Restate each line of the listing exactly, without carrying over any pictures.

[Start of Data]

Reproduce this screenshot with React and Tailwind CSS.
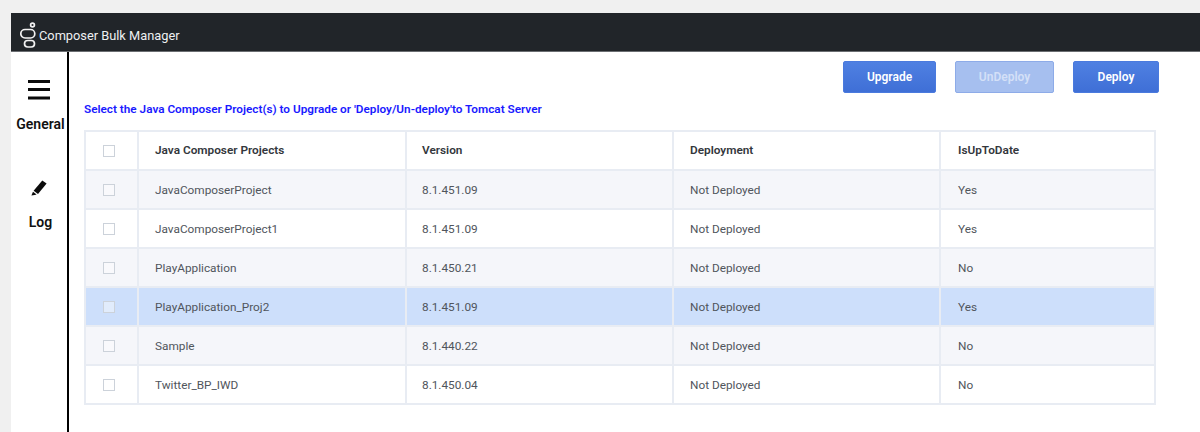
import React from "react";

const rows = [
  ["JavaComposerProject", "8.1.451.09", "Not Deployed", "Yes", "bg-[#f5f6fa]"],
  ["JavaComposerProject1", "8.1.451.09", "Not Deployed", "Yes", "bg-white"],
  ["PlayApplication", "8.1.450.21", "Not Deployed", "No", "bg-[#f5f6fa]"],
  ["PlayApplication_Proj2", "8.1.451.09", "Not Deployed", "Yes", "bg-[#cddffb]"],
  ["Sample", "8.1.440.22", "Not Deployed", "No", "bg-[#f5f6fa]"],
  ["Twitter_BP_IWD", "8.1.450.04", "Not Deployed", "No", "bg-white"],
];

function Box() {
  return <span className="block w-[12px] h-[12px] border border-[#ccd2da] bg-white/40" />;
}

function Row({ cells, bg, head }) {
  const text = head ? "font-semibold text-[#33373c] text-[11.8px]" : "text-[#50555c] text-[11.8px] pt-[2px]";
  const cell = `flex items-center border-r-2 border-[#e8ecf3] ${text}`;
  return (
    <div className={`flex h-[39px] border-b-2 border-[#e8ecf3] ${bg}`}>
      <div className="w-[53px] flex items-center justify-start pl-[17px] border-r-2 border-[#e8ecf3]"><Box /></div>
      <div className={`w-[268px] pl-[16px] ${cell}`}>{cells[0]}</div>
      <div className={`w-[267px] pl-[15px] ${cell}`}>{cells[1]}</div>
      <div className={`w-[267px] pl-[16px] ${cell}`}>{cells[2]}</div>
      <div className={`w-[213px] pl-[17px] flex items-center ${text}`}>{cells[3]}</div>
    </div>
  );
}

function Btn({ children, off }) {
  return (
    <button className={`h-[32px] rounded-[2px] border text-[12px] font-semibold ${off ? "bg-[#a6bfef] border-[#8dabe8] text-[#d4e0f7]" : "bg-gradient-to-b from-[#4f80e2] to-[#3f6fd6] border-[#4a7ade] text-white"} ${children === "Upgrade" ? "w-[93px]" : children === "UnDeploy" ? "w-[99px]" : "w-[86px]"}`}>
      {children}
    </button>
  );
}

export default function App() {
  return (
    <div className="h-[432px] bg-[#f0f0f0] pl-[11px] pt-[13px] overflow-hidden font-['Roboto',sans-serif] text-[12px]">
      <header className="h-[39px] bg-[#212529] border-b border-[#6b6e72] flex items-end pl-[9px] pb-[2px] gap-[1px]">
        <svg width="18" height="27" viewBox="0 0 18 27" fill="none" stroke="#f2f2f2" strokeWidth="1.7" className="block">
          <circle cx="12.5" cy="3" r="1.9" />
          <rect x="0.8" y="7.5" width="14" height="8.5" rx="4.25" />
          <rect x="4.5" y="18.5" width="10" height="6.5" rx="3.25" />
        </svg>
        <span className="text-[12.8px] text-[#eef0f1] leading-[16px] mb-[5px]">Composer Bulk Manager</span>
      </header>
      <div className="flex h-[380px] bg-white">
        <aside className="w-[58px] border-r-2 border-black flex flex-col items-center pl-[3px]">
          <svg width="22" height="20" viewBox="0 0 22 20" className="mt-[28px] mr-[3px] block" fill="#0b0b0b">
            <rect y="0" width="22" height="3" />
            <rect y="8" width="22" height="3" />
            <rect y="16.5" width="22" height="3" />
          </svg>
          <span className="mt-[16px] text-[14px] font-semibold text-[#111] leading-[16px]">General</span>
          <svg width="18" height="18" viewBox="0 0 18 18" className="mt-[47px] mr-[3px] block" fill="#0b0b0b">
            <path d="M12.3 1.4 L16.6 4.6 L8 15 L3.6 11.8 Z" />
            <path d="M3 12.8 L6.6 15.4 L4.6 16 L1.4 16.6 Z" />
          </svg>
          <span className="mt-[17px] text-[14px] font-semibold text-[#111] leading-[16px]">Log</span>
        </aside>
        <main className="flex-1 pl-[15px]">
          <div className="flex justify-end gap-[19px] pr-[41px] pt-[9px]">
            <Btn>Upgrade</Btn>
            <Btn off>UnDeploy</Btn>
            <Btn>Deploy</Btn>
          </div>
          <p className="mt-[8px] text-[11.75px] font-semibold text-[#1a1aff] leading-[16px]">
            Select the Java Composer Project(s) to Upgrade or 'Deploy/Un-deploy'to Tomcat Server
          </p>
          <div className="mt-[13px] w-[1072px] border-l-2 border-r-2 border-t-2 border-[#e8ecf3]">
            <Row head bg="bg-white" cells={["Java Composer Projects", "Version", "Deployment", "IsUpToDate"]} />
            {rows.map((r) => <Row key={r[0]} cells={r} bg={r[4]} />)}
          </div>
        </main>
      </div>
    </div>
  );
}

[End of Data]

Result of this exercise -
Reproduce this screenshot with React and Tailwind CSS.
import React from "react";

const rows = [
  ["JavaComposerProject", "8.1.451.09", "Not Deployed", "Yes", "bg-[#f5f6fa]"],
  ["JavaComposerProject1", "8.1.451.09", "Not Deployed", "Yes", "bg-white"],
  ["PlayApplication", "8.1.450.21", "Not Deployed", "No", "bg-[#f5f6fa]"],
  ["PlayApplication_Proj2", "8.1.451.09", "Not Deployed", "Yes", "bg-[#cddffb]"],
  ["Sample", "8.1.440.22", "Not Deployed", "No", "bg-[#f5f6fa]"],
  ["Twitter_BP_IWD", "8.1.450.04", "Not Deployed", "No", "bg-white"],
];

function Box() {
  return <span className="block w-[12px] h-[12px] border border-[#ccd2da] bg-white/40" />;
}

function Row({ cells, bg, head }) {
  const text = head ? "font-semibold text-[#33373c] text-[11.8px]" : "text-[#50555c] text-[11.8px] pt-[2px]";
  const cell = `flex items-center border-r-2 border-[#e8ecf3] ${text}`;
  return (
    <div className={`flex h-[39px] border-b-2 border-[#e8ecf3] ${bg}`}>
      <div className="w-[53px] flex items-center justify-start pl-[17px] border-r-2 border-[#e8ecf3]"><Box /></div>
      <div className={`w-[268px] pl-[16px] ${cell}`}>{cells[0]}</div>
      <div className={`w-[267px] pl-[15px] ${cell}`}>{cells[1]}</div>
      <div className={`w-[267px] pl-[16px] ${cell}`}>{cells[2]}</div>
      <div className={`w-[213px] pl-[17px] flex items-center ${text}`}>{cells[3]}</div>
    </div>
  );
}

function Btn({ children, off }) {
  return (
    <button className={`h-[32px] rounded-[2px] border text-[12px] font-semibold ${off ? "bg-[#a6bfef] border-[#8dabe8] text-[#d4e0f7]" : "bg-gradient-to-b from-[#4f80e2] to-[#3f6fd6] border-[#4a7ade] text-white"} ${children === "Upgrade" ? "w-[93px]" : children === "UnDeploy" ? "w-[99px]" : "w-[86px]"}`}>
      {children}
    </button>
  );
}

export default function App() {
  return (
    <div className="h-[432px] bg-[#f0f0f0] pl-[11px] pt-[13px] overflow-hidden font-['Roboto',sans-serif] text-[12px]">
      <header className="h-[39px] bg-[#212529] border-b border-[#6b6e72] flex items-end pl-[9px] pb-[2px] gap-[1px]">
        <svg width="18" height="27" viewBox="0 0 18 27" fill="none" stroke="#f2f2f2" strokeWidth="1.7" className="block">
          <circle cx="12.5" cy="3" r="1.9" />
          <rect x="0.8" y="7.5" width="14" height="8.5" rx="4.25" />
          <rect x="4.5" y="18.5" width="10" height="6.5" rx="3.25" />
        </svg>
        <span className="text-[12.8px] text-[#eef0f1] leading-[16px] mb-[5px]">Composer Bulk Manager</span>
      </header>
      <div className="flex h-[380px] bg-white">
        <aside className="w-[58px] border-r-2 border-black flex flex-col items-center pl-[3px]">
          <svg width="22" height="20" viewBox="0 0 22 20" className="mt-[28px] mr-[3px] block" fill="#0b0b0b">
            <rect y="0" width="22" height="3" />
            <rect y="8" width="22" height="3" />
            <rect y="16.5" width="22" height="3" />
          </svg>
          <span className="mt-[16px] text-[14px] font-semibold text-[#111] leading-[16px]">General</span>
          <svg width="18" height="18" viewBox="0 0 18 18" className="mt-[47px] mr-[3px] block" fill="#0b0b0b">
            <path d="M12.3 1.4 L16.6 4.6 L8 15 L3.6 11.8 Z" />
            <path d="M3 12.8 L6.6 15.4 L4.6 16 L1.4 16.6 Z" />
          </svg>
          <span className="mt-[17px] text-[14px] font-semibold text-[#111] leading-[16px]">Log</span>
        </aside>
        <main className="flex-1 pl-[15px]">
          <div className="flex justify-end gap-[19px] pr-[41px] pt-[9px]">
            <Btn>Upgrade</Btn>
            <Btn off>UnDeploy</Btn>
            <Btn>Deploy</Btn>
          </div>
          <p className="mt-[8px] text-[11.75px] font-semibold text-[#1a1aff] leading-[16px]">
            Select the Java Composer Project(s) to Upgrade or 'Deploy/Un-deploy'to Tomcat Server
          </p>
          <div className="mt-[13px] w-[1072px] border-l-2 border-r-2 border-t-2 border-[#e8ecf3]">
            <Row head bg="bg-white" cells={["Java Composer Projects", "Version", "Deployment", "IsUpToDate"]} />
            {rows.map((r) => <Row key={r[0]} cells={r} bg={r[4]} />)}
          </div>
        </main>
      </div>
    </div>
  );
}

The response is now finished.